When conventional treatments fall short in the treatment of pyoderma gangrenosum, cutaneous dermatomyositis, cutaneous lupus erythematosus and Raynaud's phenomenon, off-label approaches provide safe alternatives. Off-label therapies should follow more traditional therapy.

National report - Recent literature has suggested some new approaches to treatment for cutaneous diseases associated with rheumatologic disorders, according to Jeffrey P. Callen, M.D., professor of medicine (dermatology) and chief of the division of dermatology at the University of Louisville, Louisville, Ky.

Pyoderma gangrenosum. Results of a randomized, controlled study undertaken by Griffiths et al support considering the use of infliximab to treat pyoderma gangrenosum. Thirty patients were initially randomized to infliximab or placebo, then evaluated after two weeks. Six of 13 infliximab-treated patients had improved.

"Some people are touting infliximab as a new wonder drug for pyoderma gangrenosum, and this study demonstrated it had a statistically valid difference relative to placebo at two weeks. However, at the endpoint evaluation in this study, one-third of patients were still nonresponders," Dr. Callen tells Dermatology Times.

Patients were also allowed to continue with their conventional therapy. Two patients developed serious systemic side effects consisting of new onset congestive heart failure and fatal staphylococcal septicemia. Dr. Callen also had a patient treated with infliximab for pyoderma gangrenosum who developed an episode of staphylococcal septicemia but with a favorable outcome.

"In the spectrum of treatments for pyoderma gangrenosum, I believe infliximab should follow after more traditional therapy with immunosuppressives but may be an appropriate option to try before IV immunoglobulin or thalidomide," he says.

Cutaneous dermatomyositis. Efficacy of mycophenolate mofetil for the treatment of cutaneous dermatomyositis was described in two recent papers. An open-label retrospective analysis authored by Dr. Callen and colleagues reported that response was achieved in 10 of 12 patients with refractory disease. The other paper appeared in the neurology literature and reported that mycophenolate mofetil had a steroid-sparing effect in six of 10 patients who were being treated with high-dose corticosteroid therapy.

Adverse effects

Some significant adverse events were encountered in both series. One patient in Dr. Callen's group developed a CNS B-cell lymphoma that cleared after mycophenolate mofetil was stopped, and another patient had a sterile pyuria with treatment-limiting hepatic enzyme elevation. In the other paper, three patients developed opportunistic infections of which one was fatal.

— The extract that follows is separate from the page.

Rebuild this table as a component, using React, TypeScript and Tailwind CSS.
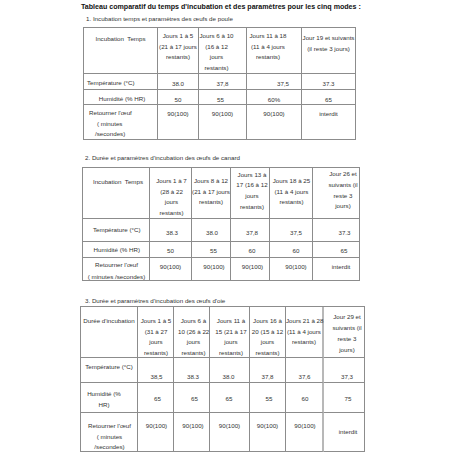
type Cell = {
  lines: string[];
  cls?: string;
  lh?: string;
  lineCls?: string[];
};

type Row = {
  lh: string;
  cells: Cell[];
};

type TableDef = {
  cls: string;
  rows: Row[];
};

// 1. poule
const poule: TableDef = {
  cls: "mt-[4px] ml-[83px] grid-cols-[74px_41px_48px_55px_54px] grid-rows-[46px_16px_15px_35px]",
  rows: [
    {
      lh: "leading-[10.7px]",
      cells: [
        { lines: ["Incubation  Temps"], cls: "pt-[6px]" },
        { lines: ["Jours 1 à 5", "(21 à 17 jours", "restants)"], cls: "pt-[3px]" },
        { lines: ["Jours 6 à 10", "(16 à 12", "jours", "restants)"], cls: "pt-[2.8px] pr-[12px]" },
        { lines: ["Jours 11 à 18", "(11 à 4 jours", "restants)"], cls: "pt-[3px] pr-[12px]" },
        { lines: ["Jour 19 et suivants", "(il reste 3 jours)"], cls: "pt-[4.8px]" },
      ],
    },
    {
      lh: "leading-[8px]",
      cells: [
        { lines: ["Température (°C)"], cls: "pt-[4.5px] text-left pl-[3px]" },
        { lines: ["38.0"], cls: "pt-[5.8px]" },
        { lines: ["37,8"], cls: "pt-[5.8px]" },
        { lines: ["37,5"], cls: "pt-[5.8px] pl-[18px]" },
        { lines: ["37.3"], cls: "pt-[5.8px]" },
      ],
    },
    {
      lh: "leading-[8px]",
      cells: [
        { lines: ["Humidité (% HR)"], cls: "pt-[4.5px] pl-[3px]" },
        { lines: ["50"], cls: "pt-[5.5px]" },
        { lines: ["55"], cls: "pt-[5.5px] pr-[4px]" },
        { lines: ["60%"], cls: "pt-[5.5px]" },
        { lines: ["65"], cls: "pt-[5.5px]" },
      ],
    },
    {
      lh: "leading-[10.7px]",
      cells: [
        {
          lines: ["Retourner l'œuf", "( minutes", "/secondes)"],
          cls: "pt-[3px] text-left",
          lineCls: ["pl-[5px]", "pl-[13px]", "pl-[11px]"],
        },
        { lines: ["90(100)"], cls: "pt-[4px]" },
        { lines: ["90(100)"], cls: "pt-[4px]" },
        { lines: ["90(100)"], cls: "pt-[4px]" },
        { lines: ["interdit"], cls: "pt-[4px]" },
      ],
    },
  ],
};

// 2. canard
const canard: TableDef = {
  cls: "mt-[5px] ml-[82px] grid-cols-[67px_42px_39px_39px_43px_47px] grid-rows-[51px_23px_16px_23px]",
  rows: [
    {
      lh: "leading-[10.7px]",
      cells: [
        { lines: ["Incubation  Temps"], cls: "pt-[9px] pl-[4px]" },
        { lines: ["Jours 1 à 7", "(28 à 22", "jours", "restants)"], cls: "pt-[7.8px] pl-[2px]" },
        { lines: ["Jours 8 à 12", "(21 à 17 jours", "restants)"], cls: "pt-[7.8px]" },
        { lines: ["Jours 13 à", "17 (16 à 12", "jours", "restants)"], cls: "pt-[1.5px] pl-[4px]" },
        { lines: ["Jours 18 à 25", "(11 à 4 jours", "restants)"], cls: "pt-[7.8px] pl-[1px]" },
        { lines: ["Jour 26 et", "suivants (il", "reste 3", "jours)"], cls: "pt-[1.2px] pl-[14px]" },
      ],
    },
    {
      lh: "leading-[8px]",
      cells: [
        { lines: ["Température (°C)"], cls: "pt-[6.5px] pl-[1.5px]" },
        { lines: ["38.3"], cls: "pt-[10.2px] pl-[3px]" },
        { lines: ["38.0"], cls: "pt-[10.2px] pl-[2px]" },
        { lines: ["37,8"], cls: "pt-[10.2px] pl-[4px]" },
        { lines: ["37,5"], cls: "pt-[10.2px] pl-[10px]" },
        { lines: ["37.3"], cls: "pt-[10.2px] pl-[17px]" },
      ],
    },
    {
      lh: "leading-[8px]",
      cells: [
        { lines: ["Humidité (% HR)"], cls: "pt-[3.8px] pl-[1.5px]" },
        { lines: ["50"], cls: "pt-[5.2px]" },
        { lines: ["55"], cls: "pt-[5.2px] pl-[5px]" },
        { lines: ["60"], cls: "pt-[5.2px] pl-[4px]" },
        { lines: ["60"], cls: "pt-[5.2px] pl-[10px]" },
        { lines: ["65"], cls: "pt-[5.2px] pl-[16px]" },
      ],
    },
    {
      lh: "leading-[8px]",
      cells: [
        { lines: ["Retourner l'œuf", "( minutes /secondes)"], cls: "pt-[1px] pl-[1px]", lh: "leading-[11.7px]" },
        { lines: ["90(100)"], cls: "pt-[5.2px]" },
        { lines: ["90(100)"], cls: "pt-[5.2px] pl-[6px]" },
        { lines: ["90(100)"], cls: "pt-[5.2px] pl-[5px]" },
        { lines: ["90(100)"], cls: "pt-[5.2px] pl-[10px]" },
        { lines: ["interdit"], cls: "pt-[5.2px] pl-[10px]" },
      ],
    },
  ],
};

// 3. oie — the line before the last column is drawn wider and lighter
const sep = "border-r-2 border-r-[#b8b8b8]";
const oie: TableDef = {
  cls: "mt-[1px] ml-[80px] grid-cols-[57px_36px_36px_40px_36px_38px_41px] grid-rows-[51px_25px_30px_39px]",
  rows: [
    {
      lh: "leading-[10.7px]",
      cells: [
        { lines: ["Durée d'incubation"], cls: "pt-[8.8px]" },
        { lines: ["Jours 1 à 5", "(31 à 27", "jours", "restants)"], cls: "pt-[8.8px] pl-[1px]" },
        { lines: ["Jours 6 à", "10 (26 à 22", "jours", "restants)"], cls: "pt-[8.8px] pl-[4px]" },
        { lines: ["Jours 11 à", "15 (21 à 17", "jours", "restants)"], cls: "pt-[8.8px] pl-[3px]" },
        { lines: ["Jours 16 à", "20 (15 à 12", "jours", "restants)"], cls: "pt-[8.8px]" },
        { lines: ["Jours 21 à 28", "(11 à 4 jours", "restants)"], cls: `pt-[8.8px] ${sep}` },
        { lines: ["Jour 29 et", "suivants (il", "reste 3", "jours)"], cls: "pt-[4.1px] pl-[6px]", lh: "leading-[11.1px]" },
      ],
    },
    {
      lh: "leading-[8px]",
      cells: [
        { lines: ["Température (°C)"], cls: "pt-[4.5px]" },
        { lines: ["38,5"], cls: "pt-[15.2px] pl-[2px]" },
        { lines: ["38.3"], cls: "pt-[15.2px] pl-[3px]" },
        { lines: ["38.0"], cls: "pt-[15.2px] pr-[2px]" },
        { lines: ["37,8"], cls: "pt-[15.2px]" },
        { lines: ["37,6"], cls: `pt-[15.2px] pl-[1px] ${sep}` },
        { lines: ["37,3"], cls: "pt-[15.2px] pl-[6px]" },
      ],
    },
    {
      lh: "leading-[8px]",
      cells: [
        { lines: ["Humidité (%", "HR)"], cls: "pt-[5px] pr-[10px]", lh: "leading-[11.4px]" },
        { lines: ["65"], cls: "pt-[12.2px] pl-[4px]" },
        { lines: ["65"], cls: "pt-[12.2px] pl-[6px]" },
        { lines: ["65"], cls: "pt-[12.2px] pr-[1px]" },
        { lines: ["55"], cls: "pt-[12.2px] pl-[3px]" },
        { lines: ["60"], cls: `pt-[12.2px] pl-[2px] ${sep}` },
        { lines: ["75"], cls: "pt-[12.2px] pl-[8px]" },
      ],
    },
    {
      lh: "leading-[8px]",
      cells: [
        { lines: ["Retourner l'œuf", "( minutes", "/secondes)"], cls: "pt-[7.8px] pl-[1px]", lh: "leading-[10.8px]" },
        { lines: ["90(100)"], cls: "pt-[9.2px] pl-[2px]" },
        { lines: ["90(100)"], cls: "pt-[9.2px] pl-[3px]" },
        { lines: ["90(100)"], cls: "pt-[9.2px]" },
        { lines: ["90(100)"], cls: "pt-[9.2px]" },
        { lines: ["90(100)"], cls: `pt-[9.2px] pl-[2px] ${sep}` },
        { lines: ["interdit"], cls: "pt-[14.5px] pl-[8px]" },
      ],
    },
  ],
};

function DocTable({ def }: { def: TableDef }) {
  return (
    <div className={`grid w-max border-l border-t border-[#8c8c8c] ${def.cls}`}>
      {def.rows.map((row, ri) =>
        row.cells.map((cell, ci) => (
          <div
            key={`${ri}-${ci}`}
            className={`border-r border-b border-[#8c8c8c] text-center whitespace-pre overflow-visible ${cell.lh ?? row.lh} ${cell.cls ?? ""}`}
          >
            {cell.lines.map((line, li) => (
              <div key={li} className={cell.lineCls?.[li] ?? ""}>
                {line}
              </div>
            ))}
          </div>
        ))
      )}
    </div>
  );
}

export default function App() {
  return (
    <div className="w-[452px] h-[452px] overflow-hidden bg-white text-[#333] text-[6.2px] font-['Liberation_Sans',Arial,sans-serif]">
      <div className="pt-[2px] ml-[81px] leading-[10px] text-[7.1px] font-bold text-[#111] whitespace-nowrap">
        Tableau comparatif du temps d'incubation et des paramètres pour les cinq modes :
      </div>

      <div className="mt-[3px] ml-[86px] leading-[8px] whitespace-nowrap">
        1. Incubation temps et paramètres des œufs de poule
      </div>
      <DocTable def={poule} />

      <div className="mt-[14px] ml-[85px] leading-[8px] whitespace-nowrap">
        2. Durée et paramètres d'incubation des œufs de canard
      </div>
      <DocTable def={canard} />

      <div className="mt-[16px] ml-[85px] leading-[8px] whitespace-nowrap">
        3. Durée et paramètres d'incubation des œufs d'oie
      </div>
      <DocTable def={oie} />
    </div>
  );
}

"I suspect the latter risk may be related to the fact that these patients were on high-dose corticosteroids," Dr. Callen says.

"Methotrexate remains my treatment of choice for cutaneous dermatomyositis, but I would consider mycophenolate mofetil as a second-line intervention," Dr. Callen notes.

Cutaneous LE. Although there are no randomized, double-blind placebo-controlled trials evaluating thalidomide for the treatment of cutaneous LE, results from a number of open-label trials suggest it can be very effective. Neuropathy is the major treatment-limiting toxicity, but it can be addressed with careful dosing.

"I don't order nerve conduction studies at baseline or during treatment because I think they tend to confuse more than inform. However, I treat with a low dose of thalidomide, 50 mg at bedtime, and then decrease the frequency of administration to every other day or every third day once the disease is controlled. With such a low dose, the risk of neuropathy is decreased significantly and is possibly negligible," Dr. Callen says.

Benefit of methotrexate treatment for cutaneous LE has also been reported recently. In an open-label study published in 2005, the authors described good results administering methotrexate concomitantly with folic acid, although treatment cessation was followed by relapse.

"Interestingly, existing lymphopenia was also reversed with methotrexate treatment, suggesting it removed the immunologic cause of the lymphopenia," Dr. Callen says.